■ Problem requirements
Omit all images, then return the remaining material exactly as it stands.

■ Data extract

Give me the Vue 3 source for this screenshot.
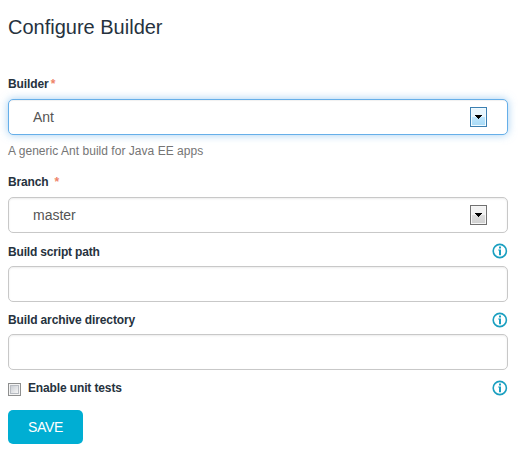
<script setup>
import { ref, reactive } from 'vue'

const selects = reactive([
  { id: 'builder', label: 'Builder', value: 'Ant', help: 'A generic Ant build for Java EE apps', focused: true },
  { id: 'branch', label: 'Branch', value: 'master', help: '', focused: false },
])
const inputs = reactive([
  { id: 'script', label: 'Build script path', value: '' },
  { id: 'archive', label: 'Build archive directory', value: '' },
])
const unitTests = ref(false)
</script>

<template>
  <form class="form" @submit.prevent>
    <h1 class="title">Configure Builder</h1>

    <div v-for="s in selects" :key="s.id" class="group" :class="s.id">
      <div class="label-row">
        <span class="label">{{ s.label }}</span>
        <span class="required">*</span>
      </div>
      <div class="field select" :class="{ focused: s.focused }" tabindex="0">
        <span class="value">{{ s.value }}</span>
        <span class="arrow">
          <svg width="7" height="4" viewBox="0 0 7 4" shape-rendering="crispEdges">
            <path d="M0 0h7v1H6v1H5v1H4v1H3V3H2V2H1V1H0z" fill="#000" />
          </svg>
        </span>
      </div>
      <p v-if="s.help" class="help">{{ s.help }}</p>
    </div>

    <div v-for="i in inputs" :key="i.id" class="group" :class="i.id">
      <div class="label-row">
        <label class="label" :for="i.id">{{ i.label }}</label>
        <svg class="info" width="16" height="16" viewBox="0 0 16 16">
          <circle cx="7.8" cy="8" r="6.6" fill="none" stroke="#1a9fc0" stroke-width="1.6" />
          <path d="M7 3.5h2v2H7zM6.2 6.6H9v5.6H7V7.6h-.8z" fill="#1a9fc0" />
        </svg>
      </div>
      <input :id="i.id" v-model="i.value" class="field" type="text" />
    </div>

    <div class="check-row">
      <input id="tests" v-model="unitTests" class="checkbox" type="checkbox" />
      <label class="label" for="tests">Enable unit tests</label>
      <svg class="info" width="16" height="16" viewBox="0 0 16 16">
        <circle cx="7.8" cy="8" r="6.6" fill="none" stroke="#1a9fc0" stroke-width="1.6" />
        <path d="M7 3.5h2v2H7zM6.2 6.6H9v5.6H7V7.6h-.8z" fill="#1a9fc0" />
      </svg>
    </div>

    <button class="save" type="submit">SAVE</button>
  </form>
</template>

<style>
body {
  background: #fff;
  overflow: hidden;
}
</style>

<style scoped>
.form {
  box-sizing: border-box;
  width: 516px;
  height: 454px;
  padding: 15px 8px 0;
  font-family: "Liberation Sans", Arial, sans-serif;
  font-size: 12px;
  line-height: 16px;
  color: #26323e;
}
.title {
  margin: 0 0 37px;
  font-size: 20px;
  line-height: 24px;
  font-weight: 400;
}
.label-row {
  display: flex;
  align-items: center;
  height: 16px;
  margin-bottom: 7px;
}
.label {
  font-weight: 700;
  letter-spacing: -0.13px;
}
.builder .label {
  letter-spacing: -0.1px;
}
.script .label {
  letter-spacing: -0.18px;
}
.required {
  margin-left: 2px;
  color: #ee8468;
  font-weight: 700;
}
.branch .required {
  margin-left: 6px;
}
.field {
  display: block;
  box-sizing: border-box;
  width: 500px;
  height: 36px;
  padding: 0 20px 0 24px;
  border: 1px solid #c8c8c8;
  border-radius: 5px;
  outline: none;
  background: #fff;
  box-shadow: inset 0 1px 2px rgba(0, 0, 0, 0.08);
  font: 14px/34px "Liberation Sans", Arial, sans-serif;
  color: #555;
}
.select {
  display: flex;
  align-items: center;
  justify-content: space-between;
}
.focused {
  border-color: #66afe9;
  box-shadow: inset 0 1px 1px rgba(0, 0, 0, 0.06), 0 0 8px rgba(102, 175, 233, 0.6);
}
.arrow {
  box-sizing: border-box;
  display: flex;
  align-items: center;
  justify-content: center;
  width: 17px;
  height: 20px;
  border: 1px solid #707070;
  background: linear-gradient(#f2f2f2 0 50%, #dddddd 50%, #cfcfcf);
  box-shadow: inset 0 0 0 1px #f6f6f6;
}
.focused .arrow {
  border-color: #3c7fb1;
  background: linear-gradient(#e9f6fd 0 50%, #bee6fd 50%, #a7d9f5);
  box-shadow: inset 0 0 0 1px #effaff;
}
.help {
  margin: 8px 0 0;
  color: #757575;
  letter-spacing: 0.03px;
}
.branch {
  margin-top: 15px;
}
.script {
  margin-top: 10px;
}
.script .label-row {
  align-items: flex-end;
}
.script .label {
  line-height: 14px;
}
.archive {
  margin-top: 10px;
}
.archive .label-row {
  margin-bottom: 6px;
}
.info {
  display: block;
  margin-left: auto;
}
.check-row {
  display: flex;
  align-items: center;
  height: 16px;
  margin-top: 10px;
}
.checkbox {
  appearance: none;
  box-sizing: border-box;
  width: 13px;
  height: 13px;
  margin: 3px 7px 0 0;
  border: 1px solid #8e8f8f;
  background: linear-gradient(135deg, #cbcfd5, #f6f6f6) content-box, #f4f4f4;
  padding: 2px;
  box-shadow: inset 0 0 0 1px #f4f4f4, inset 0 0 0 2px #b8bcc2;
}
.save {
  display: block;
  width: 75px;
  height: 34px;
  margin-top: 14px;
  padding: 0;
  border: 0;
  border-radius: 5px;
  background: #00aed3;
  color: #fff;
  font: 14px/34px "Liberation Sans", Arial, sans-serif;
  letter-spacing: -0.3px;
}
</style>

■ Expected answer
Give me the Vue 3 source for this screenshot.
<script setup>
import { ref, reactive } from 'vue'

const selects = reactive([
  { id: 'builder', label: 'Builder', value: 'Ant', help: 'A generic Ant build for Java EE apps', focused: true },
  { id: 'branch', label: 'Branch', value: 'master', help: '', focused: false },
])
const inputs = reactive([
  { id: 'script', label: 'Build script path', value: '' },
  { id: 'archive', label: 'Build archive directory', value: '' },
])
const unitTests = ref(false)
</script>

<template>
  <form class="form" @submit.prevent>
    <h1 class="title">Configure Builder</h1>

    <div v-for="s in selects" :key="s.id" class="group" :class="s.id">
      <div class="label-row">
        <span class="label">{{ s.label }}</span>
        <span class="required">*</span>
      </div>
      <div class="field select" :class="{ focused: s.focused }" tabindex="0">
        <span class="value">{{ s.value }}</span>
        <span class="arrow">
          <svg width="7" height="4" viewBox="0 0 7 4" shape-rendering="crispEdges">
            <path d="M0 0h7v1H6v1H5v1H4v1H3V3H2V2H1V1H0z" fill="#000" />
          </svg>
        </span>
      </div>
      <p v-if="s.help" class="help">{{ s.help }}</p>
    </div>

    <div v-for="i in inputs" :key="i.id" class="group" :class="i.id">
      <div class="label-row">
        <label class="label" :for="i.id">{{ i.label }}</label>
        <svg class="info" width="16" height="16" viewBox="0 0 16 16">
          <circle cx="7.8" cy="8" r="6.6" fill="none" stroke="#1a9fc0" stroke-width="1.6" />
          <path d="M7 3.5h2v2H7zM6.2 6.6H9v5.6H7V7.6h-.8z" fill="#1a9fc0" />
        </svg>
      </div>
      <input :id="i.id" v-model="i.value" class="field" type="text" />
    </div>

    <div class="check-row">
      <input id="tests" v-model="unitTests" class="checkbox" type="checkbox" />
      <label class="label" for="tests">Enable unit tests</label>
      <svg class="info" width="16" height="16" viewBox="0 0 16 16">
        <circle cx="7.8" cy="8" r="6.6" fill="none" stroke="#1a9fc0" stroke-width="1.6" />
        <path d="M7 3.5h2v2H7zM6.2 6.6H9v5.6H7V7.6h-.8z" fill="#1a9fc0" />
      </svg>
    </div>

    <button class="save" type="submit">SAVE</button>
  </form>
</template>

<style>
body {
  background: #fff;
  overflow: hidden;
}
</style>

<style scoped>
.form {
  box-sizing: border-box;
  width: 516px;
  height: 454px;
  padding: 15px 8px 0;
  font-family: "Liberation Sans", Arial, sans-serif;
  font-size: 12px;
  line-height: 16px;
  color: #26323e;
}
.title {
  margin: 0 0 37px;
  font-size: 20px;
  line-height: 24px;
  font-weight: 400;
}
.label-row {
  display: flex;
  align-items: center;
  height: 16px;
  margin-bottom: 7px;
}
.label {
  font-weight: 700;
  letter-spacing: -0.13px;
}
.builder .label {
  letter-spacing: -0.1px;
}
.script .label {
  letter-spacing: -0.18px;
}
.required {
  margin-left: 2px;
  color: #ee8468;
  font-weight: 700;
}
.branch .required {
  margin-left: 6px;
}
.field {
  display: block;
  box-sizing: border-box;
  width: 500px;
  height: 36px;
  padding: 0 20px 0 24px;
  border: 1px solid #c8c8c8;
  border-radius: 5px;
  outline: none;
  background: #fff;
  box-shadow: inset 0 1px 2px rgba(0, 0, 0, 0.08);
  font: 14px/34px "Liberation Sans", Arial, sans-serif;
  color: #555;
}
.select {
  display: flex;
  align-items: center;
  justify-content: space-between;
}
.focused {
  border-color: #66afe9;
  box-shadow: inset 0 1px 1px rgba(0, 0, 0, 0.06), 0 0 8px rgba(102, 175, 233, 0.6);
}
.arrow {
  box-sizing: border-box;
  display: flex;
  align-items: center;
  justify-content: center;
  width: 17px;
  height: 20px;
  border: 1px solid #707070;
  background: linear-gradient(#f2f2f2 0 50%, #dddddd 50%, #cfcfcf);
  box-shadow: inset 0 0 0 1px #f6f6f6;
}
.focused .arrow {
  border-color: #3c7fb1;
  background: linear-gradient(#e9f6fd 0 50%, #bee6fd 50%, #a7d9f5);
  box-shadow: inset 0 0 0 1px #effaff;
}
.help {
  margin: 8px 0 0;
  color: #757575;
  letter-spacing: 0.03px;
}
.branch {
  margin-top: 15px;
}
.script {
  margin-top: 10px;
}
.script .label-row {
  align-items: flex-end;
}
.script .label {
  line-height: 14px;
}
.archive {
  margin-top: 10px;
}
.archive .label-row {
  margin-bottom: 6px;
}
.info {
  display: block;
  margin-left: auto;
}
.check-row {
  display: flex;
  align-items: center;
  height: 16px;
  margin-top: 10px;
}
.checkbox {
  appearance: none;
  box-sizing: border-box;
  width: 13px;
  height: 13px;
  margin: 3px 7px 0 0;
  border: 1px solid #8e8f8f;
  background: linear-gradient(135deg, #cbcfd5, #f6f6f6) content-box, #f4f4f4;
  padding: 2px;
  box-shadow: inset 0 0 0 1px #f4f4f4, inset 0 0 0 2px #b8bcc2;
}
.save {
  display: block;
  width: 75px;
  height: 34px;
  margin-top: 14px;
  padding: 0;
  border: 0;
  border-radius: 5px;
  background: #00aed3;
  color: #fff;
  font: 14px/34px "Liberation Sans", Arial, sans-serif;
  letter-spacing: -0.3px;
}
</style>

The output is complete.